This approach is very fast, but it cannot create all possible distribution shapes. Its usefulness for you will depend on how extreme your power law distribution is (if $\alpha$ is too low, I doubt this method will work). You can find the details in the references below, and I'll summarize it briefly. The basic idea is to simulate standard normal variables, rotate them using intermediate correlations, and then construct your intended variables each as a polynomial of these z-scores. For example, $Y=c_0+c_1z+c_2z^2+c_3z^3+c_4z^4+c_5z^5$. The most difficult part is finding the constants, which is typically done in Mathematica. A tutorial can be found in Headrick et al. (2007).

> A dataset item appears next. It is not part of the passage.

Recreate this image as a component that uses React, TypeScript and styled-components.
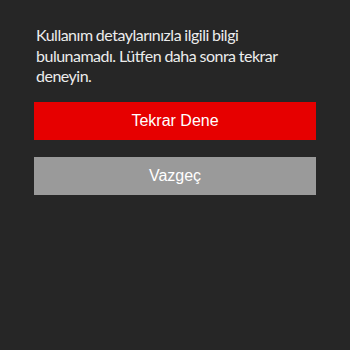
import styled, { createGlobalStyle } from 'styled-components'

const GlobalStyle = createGlobalStyle`
  html, body {
    margin: 0;
    padding: 0;
    background: #262626;
  }
`

export default function App() {
  return (
    <>
      <GlobalStyle />
      <Screen>
        <Message>
          Kullanım detaylarınızla ilgili bilgi bulunamadı. Lütfen daha sonra
          tekrar deneyin.
        </Message>
        <Actions>
          <Button variant="primary">Tekrar Dene</Button>
          <Button variant="secondary">Vazgeç</Button>
        </Actions>
      </Screen>
    </>
  )
}

const Screen = styled.div`
  width: 350px;
  height: 350px;
  box-sizing: border-box;
  padding: 25px 34px 0 34px;
  background: #262626;
  display: flex;
  flex-direction: column;
`

const Message = styled.p`
  margin: 0 0 0 2px;
  width: 262px;
  color: #ececec;
  font-family: Lato, 'Noto Sans', sans-serif;
  font-size: 16px;
  line-height: 20.5px;
  letter-spacing: -0.5px;
  word-spacing: -0.3px;
`

const Actions = styled.div`
  display: flex;
  flex-direction: column;
  gap: 17px;
  margin-top: 15px;
`

const Button = styled.button<{ variant: 'primary' | 'secondary' }>`
  height: 38px;
  border: none;
  border-radius: 0;
  width: 100%;
  background: ${(p) => (p.variant === 'primary' ? '#e60000' : '#9a9a9a')};
  color: #ffffff;
  font-family: 'Liberation Sans', Arial, sans-serif;
  font-size: 16px;
  cursor: pointer;
`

Headrick, T. C. (2002). Fast fifth-order polynomial transforms for generating univariate and multivariate nonnormal distributions. Computational Statistics & Data Analysis, 40(4), 685-711.

Headrick, T. C., Sheng, Y., & Hodis, F. A. (2007). Numerical Computing and Graphics for the Power Method Transformation Using Mathematica. Journal of Statistical Software, 19(3).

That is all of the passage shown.